When you say 'on top of' can you provide a small example.
For example if the file1 is:
(X,Y,Z) = (10,2,5) and file2 is:
(X,Y,Z) = (1,1,2).
What do you want your program to do?
You can create an new array: coordinatesDiff, and do this:
coordinatesDiff[i][0] = coordinates1[i][0] - coordinates2[i][0];
coordinatesDiff[i][1] = coordinates1[i][1] - coordinates2[i][1];
coordinatesDiff[i][2] = coordinates1[i][2] - coordinates2[i][2];
The result would be:
(X,Y,Z) = (9,1,3)
Is this what you want?

Thank you! Yes, I did what the above, exccept, I did it this way:

coordinatesDiff[1][0] = coordinates1[1][0] - coordinates2[1][0]; //X
coordinatesDiff[1][1] = coordinates1[1][1] - coordinates2[1][1]; //Y
coordinatesDiff[1][2] = coordinates1[1][2] - coordinates2[1][2]; //Z

but how do i get the array of (9,1,3)? Please advice. Thank you!

'On top', it means when I integrate my visualizer with my java codes, I can actually see my protein structure on top of one another.

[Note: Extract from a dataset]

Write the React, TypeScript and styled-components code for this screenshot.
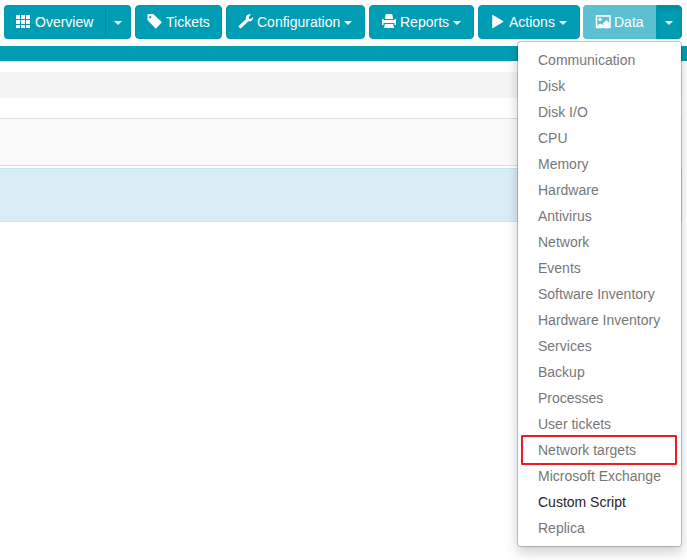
import React from "react";
import styled, { createGlobalStyle, css } from "styled-components";

const Global = createGlobalStyle`
  * { box-sizing: border-box; }
  body { margin: 0; background: #fff; overflow: hidden; font: 14px/20px "Liberation Sans", Arial, sans-serif; }
`;

const Page = styled.div`
  width: 687px;
  height: 560px;
  overflow: hidden;
`;
const Toolbar = styled.nav`
  display: flex;
  height: 46px;
  padding: 5px 0 0 4px;
`;
const Group = styled.div<{ $width: number; $gap?: number }>`
  position: relative;
  display: flex;
  flex: none;
  width: ${(p) => p.$width}px;
  height: 34px;
  margin-right: ${(p) => p.$gap ?? 4}px;
`;
const Button = styled.button<{ $side?: "left" | "right"; $faded?: boolean; $pressed?: boolean }>`
  display: flex;
  flex: ${(p) => (p.$side === "right" ? "0 0 26px" : "1")};
  align-items: center;
  justify-content: ${(p) => (p.$side === "right" ? "center" : "flex-start")};
  padding: ${(p) => (p.$side === "right" ? "0" : "0 0 0 11px")};
  border: 1px solid #0097af;
  border-radius: 4px;
  background: #009db5;
  color: #fff;
  font: inherit;
  white-space: nowrap;
  ${(p) => p.$side === "left" && css`border-radius: 4px 0 0 4px; border-right: 0;`}
  ${(p) => p.$side === "right" && css`border-radius: 0 4px 4px 0; border-left-color: #008ca2;`}
  ${(p) => p.$faded && css`background: #5bc0d0; border-color: #5bc0d0;`}
  ${(p) => p.$pressed && css`border-left-color: #0097af; box-shadow: inset 0 3px 5px rgba(0, 0, 0, 0.125);`}
`;
const Icon = styled.svg`
  flex: none;
  width: 15px;
  height: 14px;
  margin-right: 4px;
  overflow: visible;
  fill: currentColor;
`;
const Caret = styled.span<{ $inline?: boolean }>`
  border: 4px solid transparent;
  border-top-color: #fff;
  border-bottom: 0;
  margin: ${(p) => (p.$inline ? "2px 0 0 4px" : "2px 0 0")};
`;
const Band = styled.div`
  height: 15px;
  background: #009db5;
`;
const Content = styled.main`
  width: 682px;
  padding-top: 11px;
`;
const Crumbs = styled.div`
  height: 26px;
  margin-bottom: 20px;
  background: #f4f4f4;
`;
const Panel = styled.div`
  height: 48px;
  margin-bottom: 2px;
  border: solid #ddd;
  border-width: 1px 0;
  background: #f9f9f9;
`;
const Notice = styled.div`
  height: 54px;
  border: solid #bce8f1;
  border-width: 1px 0;
  background: #d9edf7;
`;
const Menu = styled.ul`
  position: absolute;
  z-index: 2;
  top: 36px;
  right: 0;
  width: 165px;
  height: 506px;
  margin: 0;
  padding: 5px 4px;
  list-style: none;
  border: 1px solid rgba(0, 0, 0, 0.2);
  border-radius: 4px;
  background: #fff;
  background-clip: padding-box;
  box-shadow: 0 6px 12px rgba(0, 0, 0, 0.175);
`;
const Item = styled.li<{ $strong?: boolean; $marked?: boolean }>`
  position: relative;
  height: 26px;
  padding: 3px 0 3px 16px;
  color: ${(p) => (p.$strong ? "#262626" : "#777")};
  white-space: nowrap;
  ${(p) => p.$marked && css`
    &::after {
      content: "";
      position: absolute;
      inset: -2px 0 -2px -1px;
      border: 2px solid #ed1c24;
      border-radius: 1px;
    }
  `}
`;

const GridIcon = () => (
  <Icon viewBox="0 0 15 14" shapeRendering="crispEdges">
    {[0, 5, 10].map((y) => [0, 5, 10].map((x) => <rect key={`${x}-${y}`} x={x} y={y} width="4" height={y === 10 ? 3 : 4} />))}
  </Icon>
);
const TagIcon = () => (
  <Icon viewBox="0 0 15 14"><path fillRule="evenodd" d="M1.3-1h4.6q.5 0 .9.4l7.6 7.4q.5.5 0 1L9.3 13.2q-.5.5-1 0L.9 5.6Q.5 5.2.5 4.7V-.2q0-.8.8-.8ZM3.2.9a1.2 1.2 0 1 0 0 2.4 1.2 1.2 0 0 0 0-2.4Z" /></Icon>
);
const WrenchIcon = () => (
  <Icon viewBox="0 0 15 14"><path d="M13.1-.4 10.7 2l.5 1.7 1.7.3L15.2 1.8q.2 2.4-1.4 3.7-1.4 1.2-3.3.7L3.3 13.1q-.7.7-1.5 0l-1-1q-.7-.7.1-1.4l6.9-6.4Q7.3 2.2 8.7.6 10.7-1.2 13.1-.4Z" /></Icon>
);
const PrintIcon = () => (
  <Icon viewBox="0 0 15 14">
    <path d="M4.5 0Q4.7-1 5.5-1h5q.8 0 1 1l.5 4H4L4.5 0Z" />
    <path d="M1 4h1.5v1h11V4H15v6h-1.5V8h-11v2H1V4Z" />
    <path d="M4 9h8l1.2 4H2.8L4 9Z" />
  </Icon>
);
const PlayIcon = () => (
  <Icon viewBox="0 0 15 14"><path d="M2.2.2q0-.6.6-.2l10.3 6.1q.7.5 0 1L2.8 13.2q-.6.3-.6-.4V.2Z" /></Icon>
);
const PictureIcon = () => (
  <Icon viewBox="-60 0 1200 1120">
    <path fillRule="evenodd" d="M50 0H1150Q1200 0 1200 50V1000Q1200 1050 1150 1050H50Q0 1050 0 1000V50Q0 0 50 0ZM120 130V820L347 700L645 800L571 680L864 400L1080 640V130Z" />
    <circle cx="342" cy="350" r="134" />
  </Icon>
);

const entries = [
  "Communication", "Disk", "Disk I/O", "CPU", "Memory", "Hardware", "Antivirus", "Network", "Events",
  "Software Inventory", "Hardware Inventory", "Services", "Backup", "Processes", "User tickets",
  "Network targets", "Microsoft Exchange", "Custom Script", "Replica",
];

export default function App() {
  return (
    <Page>
      <Global />
      <Toolbar>
        <Group $width={127}>
          <Button $side="left"><GridIcon />Overview</Button>
          <Button $side="right" aria-label="Overview options"><Caret /></Button>
        </Group>
        <Group $width={87}><Button><TagIcon />Tickets</Button></Group>
        <Group $width={139}><Button><WrenchIcon />Configuration<Caret $inline /></Button></Group>
        <Group $width={105}><Button><PrintIcon />Reports<Caret $inline /></Button></Group>
        <Group $width={102} $gap={3}><Button><PlayIcon />Actions<Caret $inline /></Button></Group>
        <Group $width={99} $gap={0}>
          <Button $side="left" $faded><PictureIcon />Data</Button>
          <Button $side="right" $pressed aria-label="Data options"><Caret /></Button>
          <Menu>
            {entries.map((name) => (
              <Item key={name} $strong={name === "Custom Script"} $marked={name === "Network targets"}>{name}</Item>
            ))}
          </Menu>
        </Group>
      </Toolbar>
      <Band />
      <Content><Crumbs /><Panel /><Notice /></Content>
    </Page>
  );
}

javaAddict 900 Nearly a Senior Poster Team Colleague Featured Poster · Answer 2 · 2010-08-19T14:18:37+00:00

Thank you! Yes, I did what the above, exccept, I did it this way:
coordinatesDiff[1][0] = coordinates1[1][0] - coordinates2[1][0]; //X
coordinatesDiff[1][1] = coordinates1[1][1] - coordinates2[1][1]; //Y
coordinatesDiff[1][2] = coordinates1[1][2] - coordinates2[1][2]; //Z
but how do i get the array of (9,1,3)? Please advice. Thank you!
'On top', it means when I integrate my visualizer with my java codes, I can actually see my protein structure on top of one another.

You already have that array:
coordinatesDiff[0] (X)
coordinatesDiff[1] (Y)
coordinatesDiff[2] (Z)

coordinatesDiff=
i | X Y Z
0 | 1 2 3
1 | 5 6 7
2 | 9 1 5

Example for i=1
coordinatesDiff[0] = 5 (X)
coordinatesDiff[1] = 6 (Y)
coordinatesDiff[2] = 7 (Z)

Now that you have the data in those arrays, do whatever calculation you see fit.